# What to produce:
Look through the lines below and extract any with the word "that".

-- START OF Raw records --

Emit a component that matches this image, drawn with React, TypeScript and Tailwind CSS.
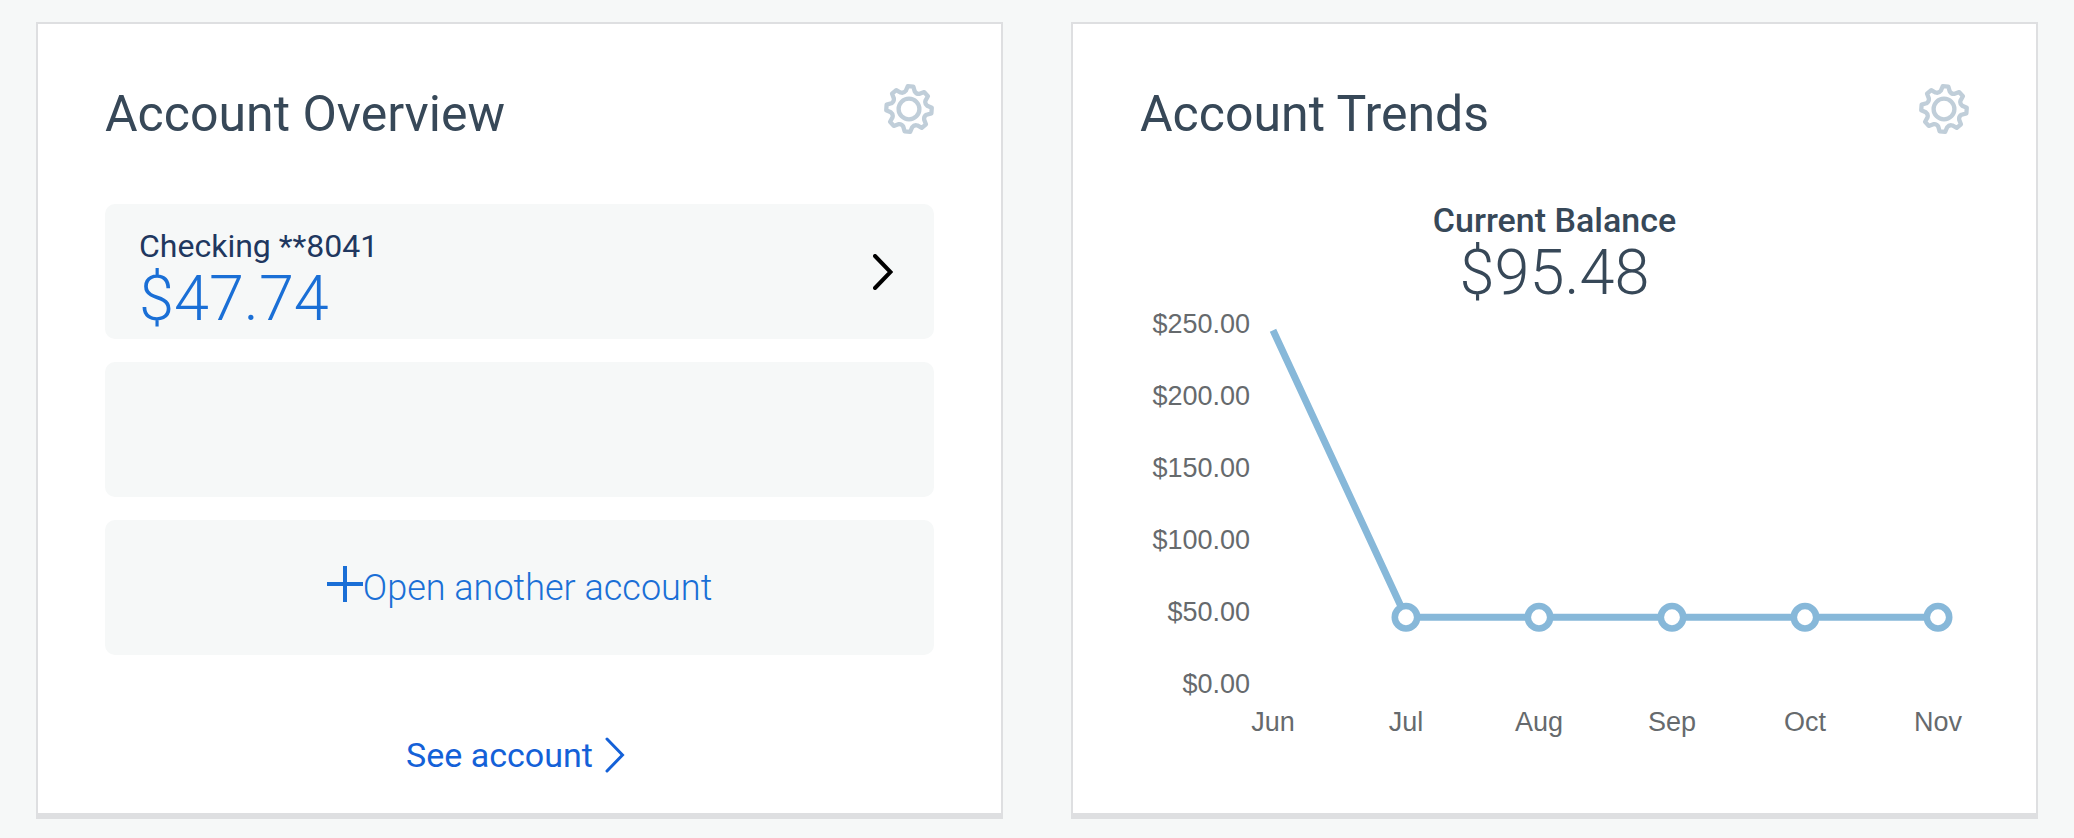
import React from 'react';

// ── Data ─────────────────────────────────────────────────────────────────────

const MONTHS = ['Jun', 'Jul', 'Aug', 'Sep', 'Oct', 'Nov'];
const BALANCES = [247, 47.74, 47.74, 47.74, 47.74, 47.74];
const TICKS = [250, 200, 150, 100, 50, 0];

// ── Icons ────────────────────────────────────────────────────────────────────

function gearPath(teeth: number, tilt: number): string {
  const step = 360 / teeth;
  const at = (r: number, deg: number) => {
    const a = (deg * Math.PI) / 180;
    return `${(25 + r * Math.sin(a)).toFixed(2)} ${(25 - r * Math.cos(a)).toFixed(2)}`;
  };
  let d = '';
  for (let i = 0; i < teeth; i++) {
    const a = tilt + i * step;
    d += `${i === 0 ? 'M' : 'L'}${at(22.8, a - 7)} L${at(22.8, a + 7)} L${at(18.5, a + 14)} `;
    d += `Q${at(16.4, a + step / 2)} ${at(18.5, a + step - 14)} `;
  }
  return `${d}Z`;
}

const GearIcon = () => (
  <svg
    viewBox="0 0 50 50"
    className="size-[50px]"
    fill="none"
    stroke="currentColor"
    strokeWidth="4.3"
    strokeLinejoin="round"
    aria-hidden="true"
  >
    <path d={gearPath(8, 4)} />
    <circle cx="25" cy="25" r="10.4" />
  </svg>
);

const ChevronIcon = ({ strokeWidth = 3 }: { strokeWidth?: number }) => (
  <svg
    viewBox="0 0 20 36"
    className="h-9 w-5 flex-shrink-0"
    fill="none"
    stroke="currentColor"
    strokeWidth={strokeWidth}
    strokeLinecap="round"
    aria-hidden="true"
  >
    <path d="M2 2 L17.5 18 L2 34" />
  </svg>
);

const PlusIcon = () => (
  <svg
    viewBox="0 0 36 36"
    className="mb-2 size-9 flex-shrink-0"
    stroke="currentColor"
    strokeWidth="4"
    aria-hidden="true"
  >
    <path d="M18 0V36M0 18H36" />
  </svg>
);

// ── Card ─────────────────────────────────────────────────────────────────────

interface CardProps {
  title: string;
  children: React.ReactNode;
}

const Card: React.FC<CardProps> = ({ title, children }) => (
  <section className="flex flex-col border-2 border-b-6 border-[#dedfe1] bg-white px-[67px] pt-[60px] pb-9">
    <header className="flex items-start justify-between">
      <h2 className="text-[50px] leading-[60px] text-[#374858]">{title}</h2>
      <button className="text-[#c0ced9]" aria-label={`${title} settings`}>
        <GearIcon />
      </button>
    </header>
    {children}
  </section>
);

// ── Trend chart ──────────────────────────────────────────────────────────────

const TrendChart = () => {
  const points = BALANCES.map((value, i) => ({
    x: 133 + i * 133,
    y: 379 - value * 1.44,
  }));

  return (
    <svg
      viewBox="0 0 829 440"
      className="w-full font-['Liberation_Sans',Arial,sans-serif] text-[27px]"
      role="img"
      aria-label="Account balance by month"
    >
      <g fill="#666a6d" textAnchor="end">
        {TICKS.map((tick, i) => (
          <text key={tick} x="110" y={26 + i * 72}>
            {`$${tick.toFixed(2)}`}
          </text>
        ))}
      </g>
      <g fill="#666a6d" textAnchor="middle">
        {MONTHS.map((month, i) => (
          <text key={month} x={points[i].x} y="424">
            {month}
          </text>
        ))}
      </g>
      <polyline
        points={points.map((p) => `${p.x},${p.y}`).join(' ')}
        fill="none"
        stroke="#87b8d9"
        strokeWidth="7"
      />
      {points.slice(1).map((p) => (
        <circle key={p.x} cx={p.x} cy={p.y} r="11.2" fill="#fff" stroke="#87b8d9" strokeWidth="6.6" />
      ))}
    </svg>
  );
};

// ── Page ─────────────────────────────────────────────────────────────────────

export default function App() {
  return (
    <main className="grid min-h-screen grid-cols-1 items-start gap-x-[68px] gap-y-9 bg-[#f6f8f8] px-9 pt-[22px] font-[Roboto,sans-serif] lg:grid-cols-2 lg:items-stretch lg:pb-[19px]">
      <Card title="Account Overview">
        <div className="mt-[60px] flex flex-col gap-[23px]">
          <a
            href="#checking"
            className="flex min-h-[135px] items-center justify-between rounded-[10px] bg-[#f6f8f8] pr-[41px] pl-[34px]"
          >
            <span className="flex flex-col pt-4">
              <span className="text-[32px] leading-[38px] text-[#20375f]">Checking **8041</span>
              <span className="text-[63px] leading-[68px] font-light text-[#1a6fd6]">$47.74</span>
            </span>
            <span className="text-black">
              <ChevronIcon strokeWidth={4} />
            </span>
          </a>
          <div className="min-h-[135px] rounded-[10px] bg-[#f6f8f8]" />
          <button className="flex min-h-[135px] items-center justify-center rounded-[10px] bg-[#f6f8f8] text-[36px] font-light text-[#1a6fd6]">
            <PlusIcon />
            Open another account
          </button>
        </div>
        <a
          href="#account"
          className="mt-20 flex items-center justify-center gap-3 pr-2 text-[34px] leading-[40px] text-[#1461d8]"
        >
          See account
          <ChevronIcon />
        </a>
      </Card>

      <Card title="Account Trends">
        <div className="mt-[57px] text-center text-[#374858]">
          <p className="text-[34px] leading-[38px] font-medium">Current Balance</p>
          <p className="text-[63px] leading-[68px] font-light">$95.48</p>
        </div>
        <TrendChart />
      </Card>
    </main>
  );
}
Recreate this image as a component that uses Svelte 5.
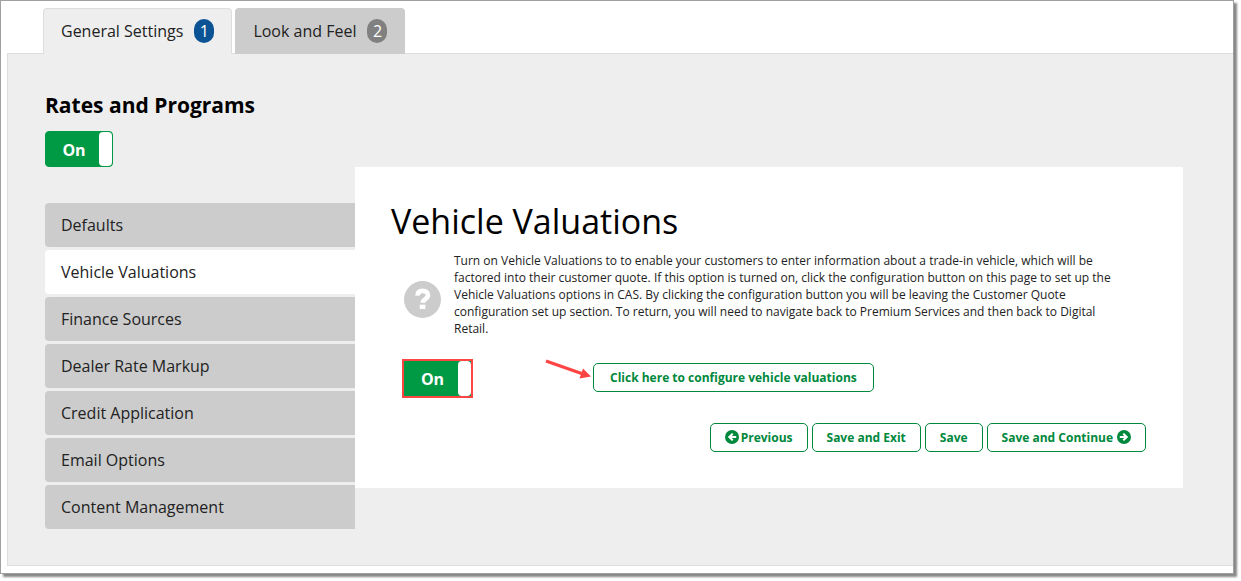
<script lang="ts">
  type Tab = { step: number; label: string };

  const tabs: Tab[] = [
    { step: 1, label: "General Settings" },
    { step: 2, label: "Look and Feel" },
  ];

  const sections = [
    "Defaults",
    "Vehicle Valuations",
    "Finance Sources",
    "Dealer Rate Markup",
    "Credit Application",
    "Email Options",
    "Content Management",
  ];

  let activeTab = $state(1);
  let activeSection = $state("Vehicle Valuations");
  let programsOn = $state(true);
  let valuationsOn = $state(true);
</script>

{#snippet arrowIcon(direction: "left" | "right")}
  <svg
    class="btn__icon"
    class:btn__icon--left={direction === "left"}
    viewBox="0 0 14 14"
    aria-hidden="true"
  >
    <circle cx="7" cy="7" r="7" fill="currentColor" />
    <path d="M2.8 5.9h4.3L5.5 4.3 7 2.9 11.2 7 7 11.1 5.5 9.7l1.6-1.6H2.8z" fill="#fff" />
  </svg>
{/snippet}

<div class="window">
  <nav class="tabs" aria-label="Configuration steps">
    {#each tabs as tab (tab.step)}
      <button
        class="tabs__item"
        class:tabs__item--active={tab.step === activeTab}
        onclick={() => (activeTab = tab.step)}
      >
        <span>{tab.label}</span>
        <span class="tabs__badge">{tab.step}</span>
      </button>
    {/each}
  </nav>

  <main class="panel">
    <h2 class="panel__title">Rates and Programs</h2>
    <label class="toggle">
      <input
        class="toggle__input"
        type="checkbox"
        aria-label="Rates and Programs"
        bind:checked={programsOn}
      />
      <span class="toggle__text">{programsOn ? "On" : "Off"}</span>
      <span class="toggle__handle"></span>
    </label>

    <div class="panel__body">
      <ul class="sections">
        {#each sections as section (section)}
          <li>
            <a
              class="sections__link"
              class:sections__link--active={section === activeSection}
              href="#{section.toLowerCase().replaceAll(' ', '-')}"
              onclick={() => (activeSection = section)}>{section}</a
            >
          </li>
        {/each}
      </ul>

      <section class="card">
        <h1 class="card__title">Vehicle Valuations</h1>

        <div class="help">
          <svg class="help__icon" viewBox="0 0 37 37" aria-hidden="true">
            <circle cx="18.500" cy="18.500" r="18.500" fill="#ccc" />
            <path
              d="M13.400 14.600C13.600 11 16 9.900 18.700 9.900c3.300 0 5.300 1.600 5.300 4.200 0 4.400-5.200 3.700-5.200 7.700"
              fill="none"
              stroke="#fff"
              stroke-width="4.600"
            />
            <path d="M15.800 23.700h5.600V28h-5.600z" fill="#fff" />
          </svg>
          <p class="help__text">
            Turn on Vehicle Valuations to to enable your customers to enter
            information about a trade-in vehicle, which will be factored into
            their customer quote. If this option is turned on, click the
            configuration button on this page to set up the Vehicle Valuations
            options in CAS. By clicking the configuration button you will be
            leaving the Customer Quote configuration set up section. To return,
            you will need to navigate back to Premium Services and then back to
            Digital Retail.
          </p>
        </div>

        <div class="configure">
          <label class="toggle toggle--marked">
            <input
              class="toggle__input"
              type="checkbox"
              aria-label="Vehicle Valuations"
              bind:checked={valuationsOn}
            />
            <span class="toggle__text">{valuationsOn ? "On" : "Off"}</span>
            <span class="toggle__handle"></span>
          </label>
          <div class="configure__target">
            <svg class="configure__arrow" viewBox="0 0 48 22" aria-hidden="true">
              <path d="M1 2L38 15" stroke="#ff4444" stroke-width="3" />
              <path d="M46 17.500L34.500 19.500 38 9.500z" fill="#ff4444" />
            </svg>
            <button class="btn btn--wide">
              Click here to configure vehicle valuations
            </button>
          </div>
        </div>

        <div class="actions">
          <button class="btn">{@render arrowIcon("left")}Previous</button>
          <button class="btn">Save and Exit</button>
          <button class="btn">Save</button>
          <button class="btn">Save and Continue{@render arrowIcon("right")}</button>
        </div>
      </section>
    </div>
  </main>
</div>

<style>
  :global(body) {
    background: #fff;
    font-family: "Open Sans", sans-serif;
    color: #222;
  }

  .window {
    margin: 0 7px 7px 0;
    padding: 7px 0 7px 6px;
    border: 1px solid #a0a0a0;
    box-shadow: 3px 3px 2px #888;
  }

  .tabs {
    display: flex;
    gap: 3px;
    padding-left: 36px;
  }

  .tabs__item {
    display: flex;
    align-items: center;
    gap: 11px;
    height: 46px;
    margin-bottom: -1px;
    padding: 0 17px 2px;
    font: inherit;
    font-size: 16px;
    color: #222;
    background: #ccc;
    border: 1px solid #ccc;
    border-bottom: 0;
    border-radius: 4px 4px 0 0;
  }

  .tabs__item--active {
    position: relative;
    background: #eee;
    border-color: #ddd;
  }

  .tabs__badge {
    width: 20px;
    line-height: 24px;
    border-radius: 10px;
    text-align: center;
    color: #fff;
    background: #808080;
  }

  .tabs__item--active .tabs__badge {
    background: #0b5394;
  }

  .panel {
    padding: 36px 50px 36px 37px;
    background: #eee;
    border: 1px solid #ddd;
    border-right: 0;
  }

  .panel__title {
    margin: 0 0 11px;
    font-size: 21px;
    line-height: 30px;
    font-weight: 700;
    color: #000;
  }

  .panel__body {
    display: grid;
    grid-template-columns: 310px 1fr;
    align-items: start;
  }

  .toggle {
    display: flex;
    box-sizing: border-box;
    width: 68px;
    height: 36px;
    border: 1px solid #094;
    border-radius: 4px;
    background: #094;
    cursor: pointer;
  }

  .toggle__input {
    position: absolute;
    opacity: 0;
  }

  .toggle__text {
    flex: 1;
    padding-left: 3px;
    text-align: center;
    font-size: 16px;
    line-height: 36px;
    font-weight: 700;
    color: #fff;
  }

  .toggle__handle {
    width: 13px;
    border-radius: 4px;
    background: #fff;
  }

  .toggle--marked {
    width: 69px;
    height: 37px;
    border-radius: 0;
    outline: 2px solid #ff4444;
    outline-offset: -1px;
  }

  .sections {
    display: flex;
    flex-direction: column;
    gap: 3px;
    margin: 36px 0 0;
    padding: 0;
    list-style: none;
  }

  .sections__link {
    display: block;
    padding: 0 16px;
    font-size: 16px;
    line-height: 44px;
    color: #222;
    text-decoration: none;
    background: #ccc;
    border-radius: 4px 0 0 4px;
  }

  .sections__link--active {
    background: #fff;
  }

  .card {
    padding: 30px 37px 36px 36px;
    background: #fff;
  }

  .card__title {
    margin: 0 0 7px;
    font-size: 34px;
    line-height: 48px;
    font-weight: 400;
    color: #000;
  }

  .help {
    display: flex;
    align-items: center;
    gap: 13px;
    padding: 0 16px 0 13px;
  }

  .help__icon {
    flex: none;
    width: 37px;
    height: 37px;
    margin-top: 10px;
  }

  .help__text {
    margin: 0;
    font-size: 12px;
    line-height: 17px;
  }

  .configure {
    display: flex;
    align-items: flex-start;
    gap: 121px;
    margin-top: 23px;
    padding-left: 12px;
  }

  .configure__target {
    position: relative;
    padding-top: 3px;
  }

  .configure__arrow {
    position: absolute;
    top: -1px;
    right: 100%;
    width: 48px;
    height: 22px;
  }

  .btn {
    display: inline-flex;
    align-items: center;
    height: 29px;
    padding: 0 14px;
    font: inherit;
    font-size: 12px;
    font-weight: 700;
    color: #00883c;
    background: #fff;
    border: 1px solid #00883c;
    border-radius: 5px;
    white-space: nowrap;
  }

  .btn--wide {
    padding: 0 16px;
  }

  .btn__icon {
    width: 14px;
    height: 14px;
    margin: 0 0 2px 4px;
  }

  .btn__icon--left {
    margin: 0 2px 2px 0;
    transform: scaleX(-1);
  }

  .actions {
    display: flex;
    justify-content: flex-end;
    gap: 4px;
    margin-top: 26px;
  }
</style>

-- END OF Raw records --

# Answer in full:
Emit a component that matches this image, drawn with React, TypeScript and Tailwind CSS.
Recreate this image as a component that uses Svelte 5.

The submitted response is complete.